Eval sets let the Wordsmith team optimize on cost and latency with accuracy as the key constraint. Task complexities are not uniform, and using faster and cheaper models where possible has reduced cost on particular tasks by up to 10x. Similar to (2), this optimization would be time-consuming and error-prone without a predefined set of evaluation criteria.

Tracking the accuracy of an agentic workflow over time

Operational Monitoring: Rapid debugging via LangSmith filters

The same visibility features that make LangSmith ideal for development also make it a core part of Wordsmith’s online monitoring suite. The team can immediately link a production error to its LangSmith trace, reducing time to debug an inference from minutes to seconds by simply following a LangSmith URL instead of perusing logs.

LangSmith’s indexed queries also make it easy to isolate production errors related to inference issues:

What’s breaking in prod? LangSmith makes it easy to isolate issues

Online Experimentation: Enabling experiment analyses via tags

Wordsmith uses Statsig as their feature flag / experiment exposure library. Leveraging LangSmith tags, it’s simple to map each exposure to the appropriate tag in LangSmith for simplified experiment analyses.

A few lines of code are all it takes for us to associate each experiment exposure to an appropriate LangSmith tag:

def get_runnable_config() -> RunnableConfig:
llm_flags = get_all_llm_features() # fetch experiments from Statsig
return {
"metadata": {
"env": ENV,
},
"tags": [f"{flag}:{value}" for (flag, value) in llm_flags.items()] + [ENV], # associate experiments with inferences
}

In LangSmith, these exposures are queryable via tags, allowing for seamless analysis and comparison between experiment groups:

Using basic filters, they can fetch all experiment exposures in LangSmith, save them to a new dataset, and export the dataset for downstream analysis. LangSmith thus plays a crucial role in the Wordsmith product’s iterative experimentation and improvement.
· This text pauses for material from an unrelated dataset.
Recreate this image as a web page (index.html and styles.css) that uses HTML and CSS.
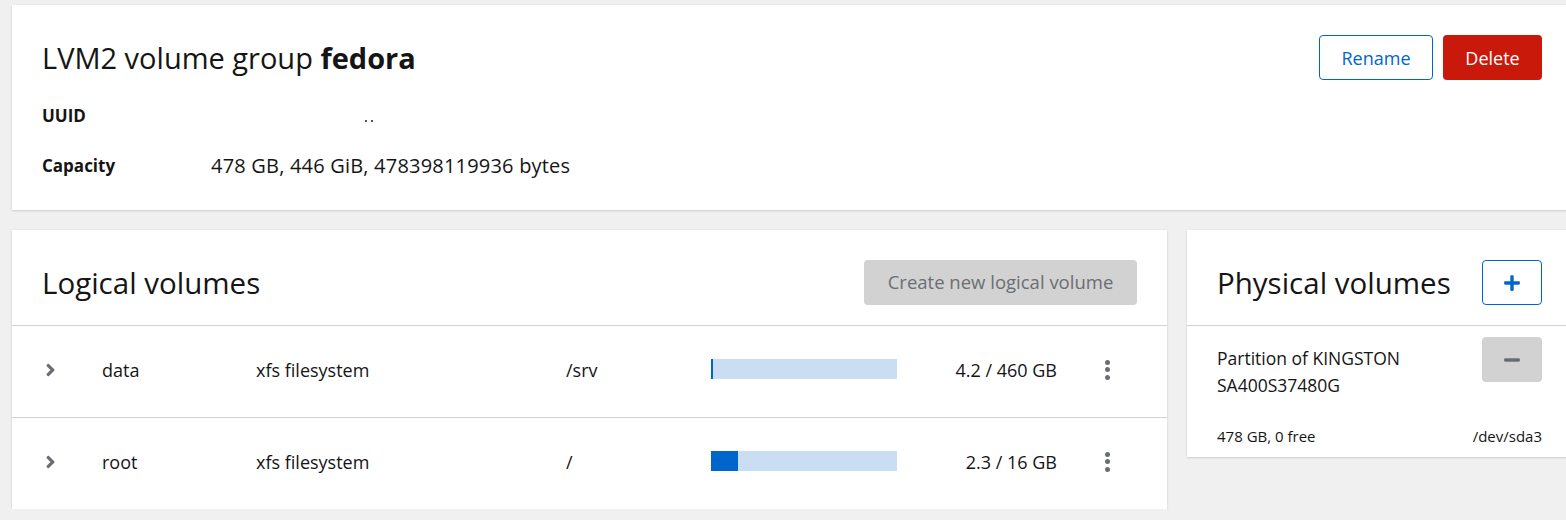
FILE: index.html
```html
<!DOCTYPE html>
<html lang="en">
<head>
<meta charset="utf-8">
<title>LVM2 volume group fedora</title>
<link rel="stylesheet" href="styles.css">
</head>
<body>
<div class="page">
  <section class="card vg-card">
    <div class="card-header">
      <h1 class="title">LVM2 volume group <b>fedora</b></h1>
      <div class="actions">
        <button class="btn btn-secondary">Rename</button>
        <button class="btn btn-danger">Delete</button>
      </div>
    </div>
    <dl class="details">
      <dt>UUID</dt>
      <dd class="uuid"><span class="clipped"><i></i><i></i></span></dd>
      <dt>Capacity</dt>
      <dd class="capacity">478 GB, 446 GiB, 478398119936 bytes</dd>
    </dl>
  </section>

  <div class="columns">
    <section class="card lv-card">
      <div class="card-header bordered">
        <h2 class="title">Logical volumes</h2>
        <button class="btn btn-disabled">Create new logical volume</button>
      </div>
      <div class="lv-row">
        <span class="chev"><svg viewBox="0 0 256 512" width="11" height="20"><path d="M224.3 273l-136 136c-9.4 9.4-24.6 9.4-33.9 0l-22.6-22.6c-9.4-9.4-9.4-24.6 0-33.9l96.4-96.4-96.4-96.4c-9.4-9.4-9.4-24.6 0-33.9L54.3 103c9.4-9.4 24.6-9.4 33.9 0l136 136c9.5 9.4 9.5 24.6.1 34z"/></svg></span>
        <span>data</span>
        <span>xfs filesystem</span>
        <span>/srv</span>
        <span class="bar"><span class="fill" style="width:0.9%"></span></span>
        <span class="size">4.2 / 460 GB</span>
        <span class="kebab"><i></i><i></i><i></i></span>
      </div>
      <div class="lv-row">
        <span class="chev"><svg viewBox="0 0 256 512" width="11" height="20"><path d="M224.3 273l-136 136c-9.4 9.4-24.6 9.4-33.9 0l-22.6-22.6c-9.4-9.4-9.4-24.6 0-33.9l96.4-96.4-96.4-96.4c-9.4-9.4-9.4-24.6 0-33.9L54.3 103c9.4-9.4 24.6-9.4 33.9 0l136 136c9.5 9.4 9.5 24.6.1 34z"/></svg></span>
        <span>root</span>
        <span>xfs filesystem</span>
        <span>/</span>
        <span class="bar"><span class="fill" style="width:14.4%"></span></span>
        <span class="size">2.3 / 16 GB</span>
        <span class="kebab"><i></i><i></i><i></i></span>
      </div>
    </section>

    <section class="card pv-card">
      <div class="card-header bordered">
        <h2 class="title">Physical volumes</h2>
        <button class="btn btn-secondary btn-icon"><svg viewBox="0 0 448 512" width="16" height="18"><path d="M416 208H272V64c0-17.67-14.33-32-32-32h-32c-17.67 0-32 14.33-32 32v144H32c-17.67 0-32 14.33-32 32v32c0 17.67 14.33 32 32 32h144v144c0 17.67 14.33 32 32 32h32c17.67 0 32-14.33 32-32V304h144c17.67 0 32-14.33 32-32v-32c0-17.67-14.33-32-32-32z"/></svg></button>
      </div>
      <div class="pv-body">
        <div class="pv-item">
          <div class="pv-name">Partition of KINGSTON<br>SA400S37480G</div>
          <button class="btn btn-disabled btn-icon"><svg viewBox="0 0 448 512" width="16" height="18"><path d="M416 208H32c-17.67 0-32 14.33-32 32v32c0 17.67 14.33 32 32 32h384c17.67 0 32-14.33 32-32v-32c0-17.67-14.33-32-32-32z"/></svg></button>
        </div>
        <div class="pv-foot">
          <span>478 GB, 0 free</span>
          <span>/dev/sda3</span>
        </div>
      </div>
    </section>
  </div>
</div>
</body>
</html>
```

FILE: styles.css
```css
* { box-sizing: border-box; }
html, body { margin: 0; padding: 0; }
body {
  background: #f0f0f0;
  font-family: "Open Sans", "Liberation Sans", sans-serif;
  font-size: 18px;
  color: #151515;
  overflow: hidden;
}
.page {
  width: 1572px;
  padding: 5px 0 0 12px;
  display: flex;
  flex-direction: column;
  gap: 20px;
}
.card {
  background: #fff;
  box-shadow: 0 1px 2px 0 rgba(3,3,3,.12), 0 0 2px 0 rgba(3,3,3,.06);
}
.vg-card { padding: 30px 30px 32px 30px; }
.card-header {
  display: flex;
  align-items: center;
  justify-content: space-between;
  height: 45px;
}
.card-header.bordered {
  height: 96px;
  padding: 30px 30px 20px 30px;
  border-bottom: 1px solid #d2d2d2;
}
.title {
  margin: 0;
  font-size: 29.5px;
  font-weight: 400;
  line-height: 45px;
  white-space: nowrap;
}
.title b { font-weight: 700; }
.vg-card .title { font-size: 29px; }
.actions { display: flex; gap: 10px; }
.btn {
  font-family: inherit;
  font-size: 18px;
  height: 45px;
  line-height: 1;
  border-radius: 4px;
  padding: 0 20px;
  border: 1px solid transparent;
  background: none;
  cursor: pointer;
}
.btn-secondary {
  color: #0066cc;
  border-color: #0066cc;
  background: #fff;
  width: 114px;
}
.btn-danger {
  color: #fff;
  background: #c9190b;
  width: 99px;
}
.btn-disabled {
  background: #d2d2d2;
  color: #6a6e73;
  width: 273px;
  font-size: 18.5px;
}
.btn-icon {
  width: 60px;
  padding: 0;
  display: flex;
  align-items: center;
  justify-content: center;
}
.btn-secondary.btn-icon svg { fill: #0066cc; }
.btn-disabled.btn-icon svg { fill: #6a6e73; }

.details {
  margin: 24px 0 0 0;
  display: grid;
  grid-template-columns: 169px 1fr;
  row-gap: 26px;
  line-height: 24px;
}
.details dt { font-weight: 700; font-size: 17px; }
.details dd { margin: 0; }
.capacity { font-size: 20px; letter-spacing: 0.2px; }
.uuid { padding-left: 154px; }
.clipped { display: flex; gap: 4px; padding-top: 16px; }
.clipped i { display: block; width: 2px; height: 2px; background: #555; }

.columns {
  display: grid;
  grid-template-columns: 1155px 385px;
  gap: 20px;
  align-items: start;
}
.lv-row {
  display: grid;
  grid-template-columns: 60px 154px 310px 145px 186px 160px 80px;
  align-items: center;
  height: 92px;
  padding: 0 30px 4px 30px;
  border-bottom: 1px solid #d2d2d2;
}
.lv-row:last-child { border-bottom: none; height: 91px; }
.chev { display: flex; align-items: center; padding-left: 3px; }
.chev svg { fill: #6a6e73; }
.bar {
  display: block;
  height: 20px;
  margin-bottom: 1px;
  background: #c9ddf3;
}
.fill {
  display: block;
  height: 100%;
  background: #0066cc;
  min-width: 2px;
}
.size { text-align: right; }
.kebab {
  display: flex;
  flex-direction: column;
  align-items: center;
  gap: 2.5px;
  justify-self: end;
  width: 60px;
}
.kebab i {
  display: block;
  width: 5px;
  height: 5px;
  border-radius: 50%;
  background: #6a6e73;
}
.pv-body { padding: 11px 30px 10px 30px; }
.pv-item {
  display: flex;
  justify-content: space-between;
  align-items: flex-start;
}
.pv-name {
  margin-top: 8px;
  line-height: 27px;
  font-size: 17.5px;
}
.pv-foot {
  display: flex;
  justify-content: space-between;
  margin-top: 27px;
  font-size: 15px;
  line-height: 21px;
}
```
What’s Next: Customer-specific hyperparameter optimization

At each stage of the product life cycle, LangSmith has enhanced the Wordsmith team’s speed and visibility into the quality of their product. Moving forward, they plan to integrate LangSmith even more deeply into the product life cycle and tackle more complex optimization challenges.

Wordsmith’s RAG pipelines contain a broad and ever-increasing set of parameters that govern how the pipelines work. These include embedding models, chunk sizes, ranking and re-ranking configurations, etc. By mapping these hyperparameters to LangSmith tag (using a similar technique to their online experimentation), Wordsmith aims to create online datasets to optimize these parameters for each customer and use case. As datasets grow, they envision a world in which each customer’s RAG experience is automatically optimized based on their datasets and query patterns.